▸ Required work:
Below are the records. List every line holding the word "that".

====== Data excerpts ======

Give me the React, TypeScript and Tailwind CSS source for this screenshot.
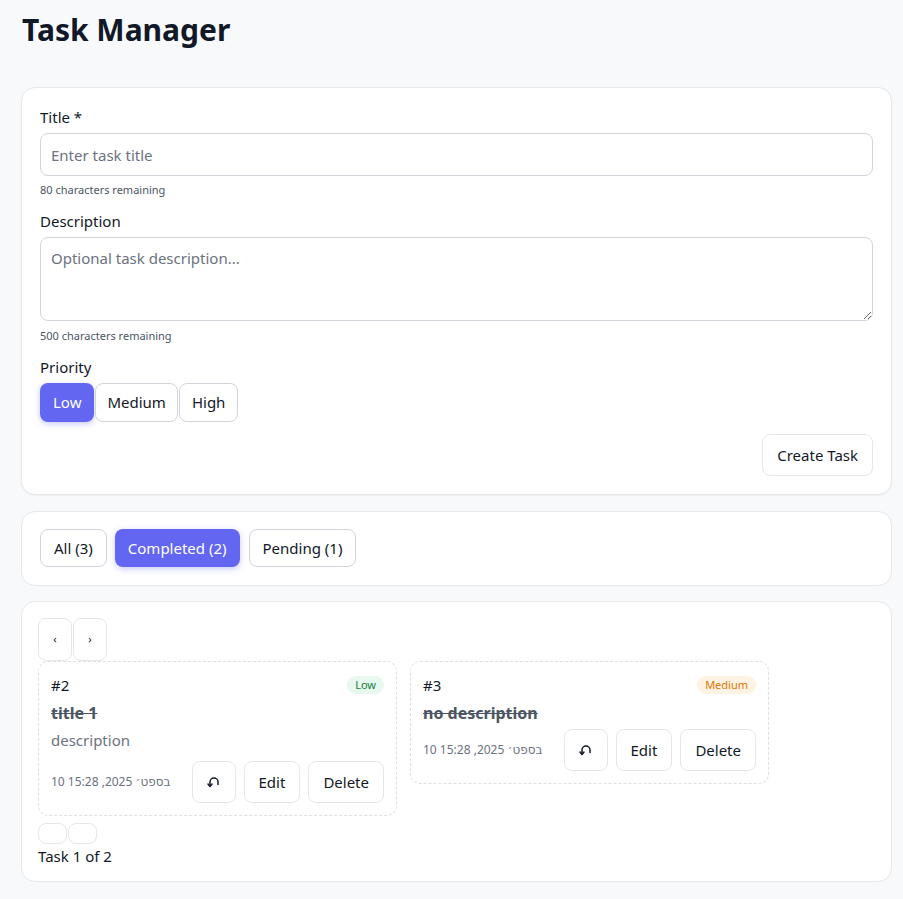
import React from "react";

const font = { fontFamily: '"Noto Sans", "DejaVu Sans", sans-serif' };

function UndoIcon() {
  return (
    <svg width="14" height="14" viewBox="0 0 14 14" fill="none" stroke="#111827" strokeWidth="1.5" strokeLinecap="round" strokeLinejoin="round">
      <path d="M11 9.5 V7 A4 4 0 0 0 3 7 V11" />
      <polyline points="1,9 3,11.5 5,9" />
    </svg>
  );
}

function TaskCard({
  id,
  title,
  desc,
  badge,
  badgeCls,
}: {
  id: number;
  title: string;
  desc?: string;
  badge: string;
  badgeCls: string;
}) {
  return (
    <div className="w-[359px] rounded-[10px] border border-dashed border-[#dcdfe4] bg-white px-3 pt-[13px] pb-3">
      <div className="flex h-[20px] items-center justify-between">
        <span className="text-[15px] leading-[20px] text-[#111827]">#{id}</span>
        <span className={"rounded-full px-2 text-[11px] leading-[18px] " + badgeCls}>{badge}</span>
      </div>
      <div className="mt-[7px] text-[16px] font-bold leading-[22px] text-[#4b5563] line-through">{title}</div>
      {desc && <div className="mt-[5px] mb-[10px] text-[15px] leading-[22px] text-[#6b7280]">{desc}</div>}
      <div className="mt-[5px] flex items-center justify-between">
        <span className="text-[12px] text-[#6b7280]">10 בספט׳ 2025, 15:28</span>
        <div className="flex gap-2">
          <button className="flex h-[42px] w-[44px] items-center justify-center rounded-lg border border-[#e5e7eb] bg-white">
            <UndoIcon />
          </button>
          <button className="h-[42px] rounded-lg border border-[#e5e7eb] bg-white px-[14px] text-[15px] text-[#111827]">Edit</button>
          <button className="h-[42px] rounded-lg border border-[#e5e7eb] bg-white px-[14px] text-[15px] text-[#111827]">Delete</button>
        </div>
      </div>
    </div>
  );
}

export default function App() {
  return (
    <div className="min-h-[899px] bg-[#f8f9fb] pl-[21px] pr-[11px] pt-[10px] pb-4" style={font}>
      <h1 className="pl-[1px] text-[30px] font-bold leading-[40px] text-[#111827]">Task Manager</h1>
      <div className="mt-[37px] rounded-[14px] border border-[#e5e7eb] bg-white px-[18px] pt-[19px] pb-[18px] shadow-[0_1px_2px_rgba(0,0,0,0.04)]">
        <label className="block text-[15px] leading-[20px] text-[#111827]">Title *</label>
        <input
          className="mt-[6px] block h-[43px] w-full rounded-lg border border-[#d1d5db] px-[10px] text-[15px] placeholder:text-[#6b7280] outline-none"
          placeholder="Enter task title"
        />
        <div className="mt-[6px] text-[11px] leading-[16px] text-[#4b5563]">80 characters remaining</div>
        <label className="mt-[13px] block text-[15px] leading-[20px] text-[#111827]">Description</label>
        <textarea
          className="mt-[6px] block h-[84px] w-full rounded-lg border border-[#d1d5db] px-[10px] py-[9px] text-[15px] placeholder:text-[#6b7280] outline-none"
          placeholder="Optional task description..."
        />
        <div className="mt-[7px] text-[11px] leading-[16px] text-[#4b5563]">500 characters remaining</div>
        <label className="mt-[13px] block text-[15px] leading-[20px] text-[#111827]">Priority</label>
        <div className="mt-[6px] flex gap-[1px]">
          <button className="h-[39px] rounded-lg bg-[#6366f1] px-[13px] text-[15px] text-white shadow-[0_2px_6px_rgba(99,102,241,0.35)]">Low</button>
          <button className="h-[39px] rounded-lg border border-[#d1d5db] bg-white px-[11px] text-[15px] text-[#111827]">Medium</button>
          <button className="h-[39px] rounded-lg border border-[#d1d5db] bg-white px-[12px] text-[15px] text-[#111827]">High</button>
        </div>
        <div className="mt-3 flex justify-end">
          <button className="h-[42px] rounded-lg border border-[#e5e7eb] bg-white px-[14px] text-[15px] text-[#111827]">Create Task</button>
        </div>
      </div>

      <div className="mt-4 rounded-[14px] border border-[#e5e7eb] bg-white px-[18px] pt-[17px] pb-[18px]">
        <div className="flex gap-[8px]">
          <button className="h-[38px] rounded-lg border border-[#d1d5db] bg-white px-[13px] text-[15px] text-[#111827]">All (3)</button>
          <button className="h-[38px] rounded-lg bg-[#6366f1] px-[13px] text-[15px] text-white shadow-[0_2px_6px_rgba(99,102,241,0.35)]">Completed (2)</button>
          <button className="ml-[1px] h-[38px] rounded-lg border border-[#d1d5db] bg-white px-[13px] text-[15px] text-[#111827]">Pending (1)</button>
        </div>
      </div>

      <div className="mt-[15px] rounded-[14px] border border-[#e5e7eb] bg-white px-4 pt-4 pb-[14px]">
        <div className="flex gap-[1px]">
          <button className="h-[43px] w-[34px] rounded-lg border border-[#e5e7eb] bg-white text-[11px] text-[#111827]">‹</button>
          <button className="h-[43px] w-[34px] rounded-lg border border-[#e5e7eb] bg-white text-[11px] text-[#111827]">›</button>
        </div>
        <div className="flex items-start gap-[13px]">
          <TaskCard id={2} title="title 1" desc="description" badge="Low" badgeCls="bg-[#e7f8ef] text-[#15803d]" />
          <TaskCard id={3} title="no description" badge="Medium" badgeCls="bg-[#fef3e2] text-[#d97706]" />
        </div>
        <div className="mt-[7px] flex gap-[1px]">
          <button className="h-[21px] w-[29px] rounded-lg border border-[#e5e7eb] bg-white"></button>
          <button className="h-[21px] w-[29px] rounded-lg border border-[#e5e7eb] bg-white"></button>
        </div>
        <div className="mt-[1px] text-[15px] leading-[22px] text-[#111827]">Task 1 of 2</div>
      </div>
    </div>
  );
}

======
====== Data excerpts ======

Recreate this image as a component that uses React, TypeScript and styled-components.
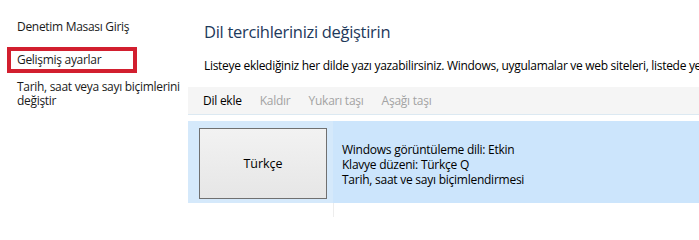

======
====== Data excerpts ======

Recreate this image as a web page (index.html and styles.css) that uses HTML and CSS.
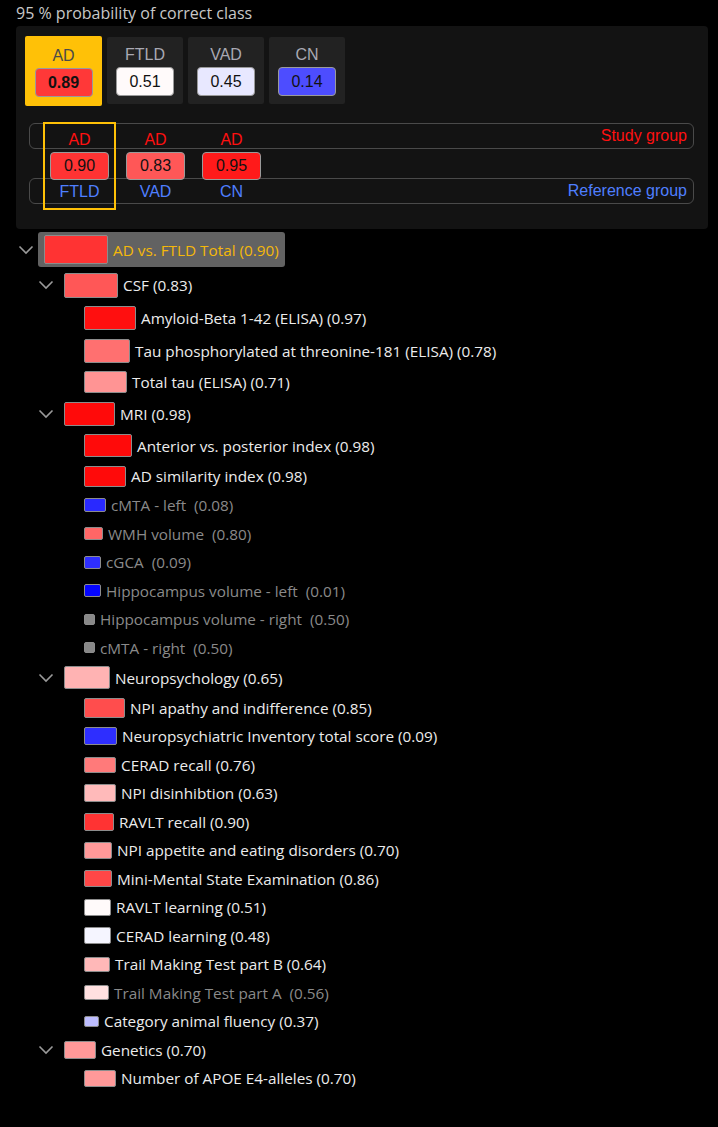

======

▸ Solution:
Recreate this image as a component that uses React, TypeScript and styled-components.
Recreate this image as a web page (index.html and styles.css) that uses HTML and CSS.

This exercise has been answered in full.